* _Exercise goal_
Leave out every picture, then transcribe the rest of the listing exactly.

"""

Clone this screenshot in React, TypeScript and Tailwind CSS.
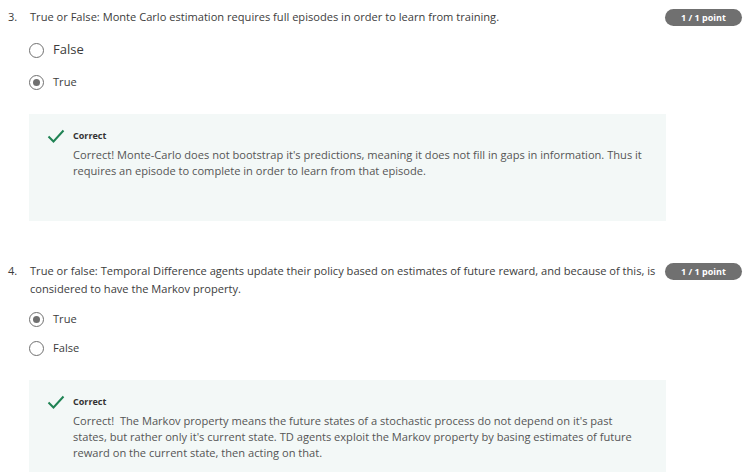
import React from "react";

type Option = { label: string; selected: boolean; big?: boolean };

type Question = {
  num: string;
  text: string;
  options: Option[];
  feedback: string;
};

const questions: Question[] = [
  {
    num: "3.",
    text: "True or False: Monte Carlo estimation requires full episodes in order to learn from training.",
    options: [
      { label: "False", selected: false, big: true },
      { label: "True", selected: true },
    ],
    feedback:
      "Correct! Monte-Carlo does not bootstrap it's predictions, meaning it does not fill in gaps in information. Thus it requires an episode to complete in order to learn from that episode.",
  },
  {
    num: "4.",
    text: "True or false: Temporal Difference agents update their policy based on estimates of future reward, and because of this, is considered to have the Markov property.",
    options: [
      { label: "True", selected: true },
      { label: "False", selected: false },
    ],
    feedback:
      "Correct!  The Markov property means the future states of a stochastic process do not depend on it's past states, but rather only it's current state. TD agents exploit the Markov property by basing estimates of future reward on the current state, then acting on that.",
  },
];

function Radio({ selected }: { selected: boolean }) {
  return (
    <span className="w-[15px] h-[15px] rounded-full border-[1.5px] border-[#707070] flex items-center justify-center shrink-0">
      {selected && <span className="w-[7px] h-[7px] rounded-full bg-[#707070]" />}
    </span>
  );
}

function Check() {
  return (
    <svg width="18" height="15" viewBox="0 0 18 15" className="shrink-0">
      <path d="M1.5 7.5 L6.5 12.5 L16.5 1.5" fill="none" stroke="#1f8354" strokeWidth="2" />
    </svg>
  );
}

function QuestionBlock({ q, last }: { q: Question; last?: boolean }) {
  return (
    <div className={last ? "" : "mb-[41px]"}>
      <div className="flex items-start">
        <span className="w-[22px] shrink-0 text-[11.1px] leading-[18px] text-[#3c3c3c]">{q.num}</span>
        <p className="flex-1 text-[11.1px] leading-[18px] text-[#3c3c3c]">{q.text}</p>
        <span className="shrink-0 ml-[4px] w-[77px] h-[17px] mt-[1px] rounded-full bg-[#707070] text-white text-[9px] font-bold flex items-center justify-center">
          1 / 1 point
        </span>
      </div>
      <div className="ml-[21px] mt-[12px] flex flex-col gap-[11px]">
        {q.options.map((o) => (
          <label key={o.label} className={o.big ? "flex items-center gap-[9px] h-[24px]" : "flex items-center gap-[9px] h-[18px]"}>
            <Radio selected={o.selected} />
            <span className={o.big ? "text-[13px] text-[#3c3c3c]" : "text-[11.1px] text-[#3c3c3c]"}>{o.label}</span>
          </label>
        ))}
      </div>
      <div className="ml-[21px] w-[637px] mt-[23px] bg-[#f3f8f7] pl-[18px] pr-[20px] pt-[15px] pb-[42px] flex gap-[8px]">
        <Check />
        <div>
          <div className="text-[9px] font-bold text-[#333] leading-[14px]">Correct</div>
          <p className="mt-[4px] text-[11.1px] leading-[16px] text-[#555] whitespace-pre-wrap">{q.feedback}</p>
        </div>
      </div>
    </div>
  );
}

export default function App() {
  return (
    <div className="w-[747px] h-[472px] overflow-hidden bg-white pl-[8px] pt-[8px] pr-[5px]" style={{ fontFamily: '"Open Sans", sans-serif' }}>
      {questions.map((q, i) => (
        <QuestionBlock key={q.num} q={q} last={i === questions.length - 1} />
      ))}
    </div>
  );
}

"""

* _Finished task_
Clone this screenshot in React, TypeScript and Tailwind CSS.
import React from "react";

type Option = { label: string; selected: boolean; big?: boolean };

type Question = {
  num: string;
  text: string;
  options: Option[];
  feedback: string;
};

const questions: Question[] = [
  {
    num: "3.",
    text: "True or False: Monte Carlo estimation requires full episodes in order to learn from training.",
    options: [
      { label: "False", selected: false, big: true },
      { label: "True", selected: true },
    ],
    feedback:
      "Correct! Monte-Carlo does not bootstrap it's predictions, meaning it does not fill in gaps in information. Thus it requires an episode to complete in order to learn from that episode.",
  },
  {
    num: "4.",
    text: "True or false: Temporal Difference agents update their policy based on estimates of future reward, and because of this, is considered to have the Markov property.",
    options: [
      { label: "True", selected: true },
      { label: "False", selected: false },
    ],
    feedback:
      "Correct!  The Markov property means the future states of a stochastic process do not depend on it's past states, but rather only it's current state. TD agents exploit the Markov property by basing estimates of future reward on the current state, then acting on that.",
  },
];

function Radio({ selected }: { selected: boolean }) {
  return (
    <span className="w-[15px] h-[15px] rounded-full border-[1.5px] border-[#707070] flex items-center justify-center shrink-0">
      {selected && <span className="w-[7px] h-[7px] rounded-full bg-[#707070]" />}
    </span>
  );
}

function Check() {
  return (
    <svg width="18" height="15" viewBox="0 0 18 15" className="shrink-0">
      <path d="M1.5 7.5 L6.5 12.5 L16.5 1.5" fill="none" stroke="#1f8354" strokeWidth="2" />
    </svg>
  );
}

function QuestionBlock({ q, last }: { q: Question; last?: boolean }) {
  return (
    <div className={last ? "" : "mb-[41px]"}>
      <div className="flex items-start">
        <span className="w-[22px] shrink-0 text-[11.1px] leading-[18px] text-[#3c3c3c]">{q.num}</span>
        <p className="flex-1 text-[11.1px] leading-[18px] text-[#3c3c3c]">{q.text}</p>
        <span className="shrink-0 ml-[4px] w-[77px] h-[17px] mt-[1px] rounded-full bg-[#707070] text-white text-[9px] font-bold flex items-center justify-center">
          1 / 1 point
        </span>
      </div>
      <div className="ml-[21px] mt-[12px] flex flex-col gap-[11px]">
        {q.options.map((o) => (
          <label key={o.label} className={o.big ? "flex items-center gap-[9px] h-[24px]" : "flex items-center gap-[9px] h-[18px]"}>
            <Radio selected={o.selected} />
            <span className={o.big ? "text-[13px] text-[#3c3c3c]" : "text-[11.1px] text-[#3c3c3c]"}>{o.label}</span>
          </label>
        ))}
      </div>
      <div className="ml-[21px] w-[637px] mt-[23px] bg-[#f3f8f7] pl-[18px] pr-[20px] pt-[15px] pb-[42px] flex gap-[8px]">
        <Check />
        <div>
          <div className="text-[9px] font-bold text-[#333] leading-[14px]">Correct</div>
          <p className="mt-[4px] text-[11.1px] leading-[16px] text-[#555] whitespace-pre-wrap">{q.feedback}</p>
        </div>
      </div>
    </div>
  );
}

export default function App() {
  return (
    <div className="w-[747px] h-[472px] overflow-hidden bg-white pl-[8px] pt-[8px] pr-[5px]" style={{ fontFamily: '"Open Sans", sans-serif' }}>
      {questions.map((q, i) => (
        <QuestionBlock key={q.num} q={q} last={i === questions.length - 1} />
      ))}
    </div>
  );
}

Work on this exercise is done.